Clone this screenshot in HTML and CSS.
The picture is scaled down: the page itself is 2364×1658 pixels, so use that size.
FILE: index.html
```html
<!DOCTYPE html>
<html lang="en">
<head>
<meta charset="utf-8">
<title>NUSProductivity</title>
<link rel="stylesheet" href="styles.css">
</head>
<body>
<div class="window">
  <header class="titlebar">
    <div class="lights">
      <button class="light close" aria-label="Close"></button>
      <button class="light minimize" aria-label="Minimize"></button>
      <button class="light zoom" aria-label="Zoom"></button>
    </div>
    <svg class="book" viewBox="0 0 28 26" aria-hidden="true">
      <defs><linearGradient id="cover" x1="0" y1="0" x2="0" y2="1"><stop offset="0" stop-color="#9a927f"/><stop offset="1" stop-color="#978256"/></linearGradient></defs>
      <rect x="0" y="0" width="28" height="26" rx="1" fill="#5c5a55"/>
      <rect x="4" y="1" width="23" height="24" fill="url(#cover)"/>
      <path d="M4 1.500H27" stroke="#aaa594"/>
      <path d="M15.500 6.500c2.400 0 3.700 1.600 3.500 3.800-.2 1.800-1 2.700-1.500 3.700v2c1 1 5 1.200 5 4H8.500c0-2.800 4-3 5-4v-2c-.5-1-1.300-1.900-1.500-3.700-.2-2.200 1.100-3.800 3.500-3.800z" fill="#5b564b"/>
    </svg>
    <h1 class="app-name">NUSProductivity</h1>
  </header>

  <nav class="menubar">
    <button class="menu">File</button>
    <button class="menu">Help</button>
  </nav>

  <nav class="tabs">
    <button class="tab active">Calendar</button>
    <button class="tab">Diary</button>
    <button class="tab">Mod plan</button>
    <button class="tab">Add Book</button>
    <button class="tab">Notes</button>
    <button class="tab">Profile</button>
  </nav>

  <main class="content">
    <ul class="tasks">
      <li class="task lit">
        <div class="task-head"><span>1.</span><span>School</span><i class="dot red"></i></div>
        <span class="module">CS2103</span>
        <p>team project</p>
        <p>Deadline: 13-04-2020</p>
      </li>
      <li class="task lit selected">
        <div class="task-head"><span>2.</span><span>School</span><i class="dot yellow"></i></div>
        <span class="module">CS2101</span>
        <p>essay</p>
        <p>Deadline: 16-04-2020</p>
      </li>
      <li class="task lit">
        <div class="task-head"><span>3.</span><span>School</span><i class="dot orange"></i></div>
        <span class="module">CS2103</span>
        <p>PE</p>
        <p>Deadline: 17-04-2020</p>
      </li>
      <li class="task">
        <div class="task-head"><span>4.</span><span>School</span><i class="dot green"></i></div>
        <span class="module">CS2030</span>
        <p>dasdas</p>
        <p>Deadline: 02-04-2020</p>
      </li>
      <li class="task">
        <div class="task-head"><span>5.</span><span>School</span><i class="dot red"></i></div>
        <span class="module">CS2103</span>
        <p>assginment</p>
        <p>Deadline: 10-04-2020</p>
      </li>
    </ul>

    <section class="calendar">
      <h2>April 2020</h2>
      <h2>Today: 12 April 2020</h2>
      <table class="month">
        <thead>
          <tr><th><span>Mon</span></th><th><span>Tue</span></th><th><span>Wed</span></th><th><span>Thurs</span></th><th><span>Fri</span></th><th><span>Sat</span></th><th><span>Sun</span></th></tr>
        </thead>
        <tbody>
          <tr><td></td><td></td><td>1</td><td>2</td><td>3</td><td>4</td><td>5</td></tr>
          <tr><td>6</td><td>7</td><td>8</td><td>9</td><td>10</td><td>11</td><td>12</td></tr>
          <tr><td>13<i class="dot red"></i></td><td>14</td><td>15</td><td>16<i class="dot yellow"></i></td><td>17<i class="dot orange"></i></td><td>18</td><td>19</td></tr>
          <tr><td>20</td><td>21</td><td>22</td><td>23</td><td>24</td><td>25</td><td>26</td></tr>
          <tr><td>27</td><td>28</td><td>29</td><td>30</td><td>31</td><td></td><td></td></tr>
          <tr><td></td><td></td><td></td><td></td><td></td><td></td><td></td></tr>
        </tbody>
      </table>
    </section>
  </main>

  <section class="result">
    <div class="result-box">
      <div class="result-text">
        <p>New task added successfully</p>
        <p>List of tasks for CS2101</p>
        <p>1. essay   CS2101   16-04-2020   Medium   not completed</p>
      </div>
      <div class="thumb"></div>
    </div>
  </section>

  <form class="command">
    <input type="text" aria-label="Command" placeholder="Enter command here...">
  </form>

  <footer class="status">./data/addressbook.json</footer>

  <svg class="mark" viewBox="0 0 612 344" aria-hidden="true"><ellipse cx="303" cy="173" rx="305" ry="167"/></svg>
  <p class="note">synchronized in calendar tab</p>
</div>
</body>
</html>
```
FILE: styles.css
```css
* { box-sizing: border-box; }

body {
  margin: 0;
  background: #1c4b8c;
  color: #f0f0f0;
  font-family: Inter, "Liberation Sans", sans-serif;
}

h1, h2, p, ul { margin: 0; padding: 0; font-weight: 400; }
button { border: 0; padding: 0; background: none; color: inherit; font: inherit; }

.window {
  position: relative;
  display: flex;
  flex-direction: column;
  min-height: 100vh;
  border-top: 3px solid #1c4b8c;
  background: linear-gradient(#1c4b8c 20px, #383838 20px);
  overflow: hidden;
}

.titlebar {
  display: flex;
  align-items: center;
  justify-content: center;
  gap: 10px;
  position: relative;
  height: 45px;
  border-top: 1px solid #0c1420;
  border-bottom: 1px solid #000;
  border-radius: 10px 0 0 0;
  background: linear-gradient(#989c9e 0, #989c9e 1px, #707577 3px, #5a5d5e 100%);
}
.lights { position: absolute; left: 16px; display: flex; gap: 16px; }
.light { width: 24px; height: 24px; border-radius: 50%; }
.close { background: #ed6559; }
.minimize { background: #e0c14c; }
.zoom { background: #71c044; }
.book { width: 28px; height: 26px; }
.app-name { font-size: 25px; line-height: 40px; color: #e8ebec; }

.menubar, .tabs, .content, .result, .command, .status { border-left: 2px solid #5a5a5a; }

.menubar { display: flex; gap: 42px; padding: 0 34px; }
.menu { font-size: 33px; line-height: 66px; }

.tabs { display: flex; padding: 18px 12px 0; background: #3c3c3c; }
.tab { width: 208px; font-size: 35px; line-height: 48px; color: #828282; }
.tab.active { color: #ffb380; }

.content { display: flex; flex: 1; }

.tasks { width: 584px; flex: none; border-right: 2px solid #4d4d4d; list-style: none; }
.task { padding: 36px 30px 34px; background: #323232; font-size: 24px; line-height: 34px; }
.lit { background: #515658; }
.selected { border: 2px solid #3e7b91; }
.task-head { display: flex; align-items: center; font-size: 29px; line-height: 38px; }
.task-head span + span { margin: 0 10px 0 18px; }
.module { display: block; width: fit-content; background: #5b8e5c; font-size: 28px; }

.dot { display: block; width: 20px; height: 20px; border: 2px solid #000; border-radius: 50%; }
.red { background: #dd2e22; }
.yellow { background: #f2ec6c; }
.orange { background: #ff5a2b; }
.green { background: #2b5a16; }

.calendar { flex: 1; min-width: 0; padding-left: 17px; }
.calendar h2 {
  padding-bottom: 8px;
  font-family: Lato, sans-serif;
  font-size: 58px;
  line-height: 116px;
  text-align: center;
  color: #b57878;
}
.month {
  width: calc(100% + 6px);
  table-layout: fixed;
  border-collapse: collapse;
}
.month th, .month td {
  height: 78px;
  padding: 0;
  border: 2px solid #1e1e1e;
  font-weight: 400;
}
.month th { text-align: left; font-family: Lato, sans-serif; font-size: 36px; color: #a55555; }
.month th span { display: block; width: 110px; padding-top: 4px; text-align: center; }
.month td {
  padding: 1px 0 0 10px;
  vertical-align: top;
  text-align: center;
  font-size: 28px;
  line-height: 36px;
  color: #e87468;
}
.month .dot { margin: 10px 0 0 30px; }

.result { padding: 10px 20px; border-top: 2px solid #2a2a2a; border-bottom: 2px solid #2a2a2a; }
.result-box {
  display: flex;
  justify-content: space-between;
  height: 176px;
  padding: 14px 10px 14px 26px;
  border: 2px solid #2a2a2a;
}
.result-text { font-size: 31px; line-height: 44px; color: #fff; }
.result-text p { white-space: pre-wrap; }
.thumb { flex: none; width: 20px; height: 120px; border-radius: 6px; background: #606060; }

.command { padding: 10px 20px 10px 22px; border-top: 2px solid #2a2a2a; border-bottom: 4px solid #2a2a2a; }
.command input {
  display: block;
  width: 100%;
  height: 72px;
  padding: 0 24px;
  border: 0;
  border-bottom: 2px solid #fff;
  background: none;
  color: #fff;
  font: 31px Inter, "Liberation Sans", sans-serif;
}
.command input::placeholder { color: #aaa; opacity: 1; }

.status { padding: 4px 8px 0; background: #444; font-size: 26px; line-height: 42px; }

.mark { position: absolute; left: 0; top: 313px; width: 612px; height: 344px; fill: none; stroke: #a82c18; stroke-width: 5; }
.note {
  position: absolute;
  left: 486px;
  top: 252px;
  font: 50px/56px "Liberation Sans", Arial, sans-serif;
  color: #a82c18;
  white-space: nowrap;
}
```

- - - - -

§ Directive:
Which lines of the data include "size"? Copy each of them.

§ The completed task:
The picture is scaled down: the page itself is 2364×1658 pixels, so use that size.
.app-name { font-size: 25px; line-height: 40px; color: #e8ebec; }
.menu { font-size: 33px; line-height: 66px; }
.tab { width: 208px; font-size: 35px; line-height: 48px; color: #828282; }
.task { padding: 36px 30px 34px; background: #323232; font-size: 24px; line-height: 34px; }
.task-head { display: flex; align-items: center; font-size: 29px; line-height: 38px; }
.module { display: block; width: fit-content; background: #5b8e5c; font-size: 28px; }
  font-size: 58px;
.month th { text-align: left; font-family: Lato, sans-serif; font-size: 36px; color: #a55555; }
  font-size: 28px;
.result-text { font-size: 31px; line-height: 44px; color: #fff; }
.status { padding: 4px 8px 0; background: #444; font-size: 26px; line-height: 42px; }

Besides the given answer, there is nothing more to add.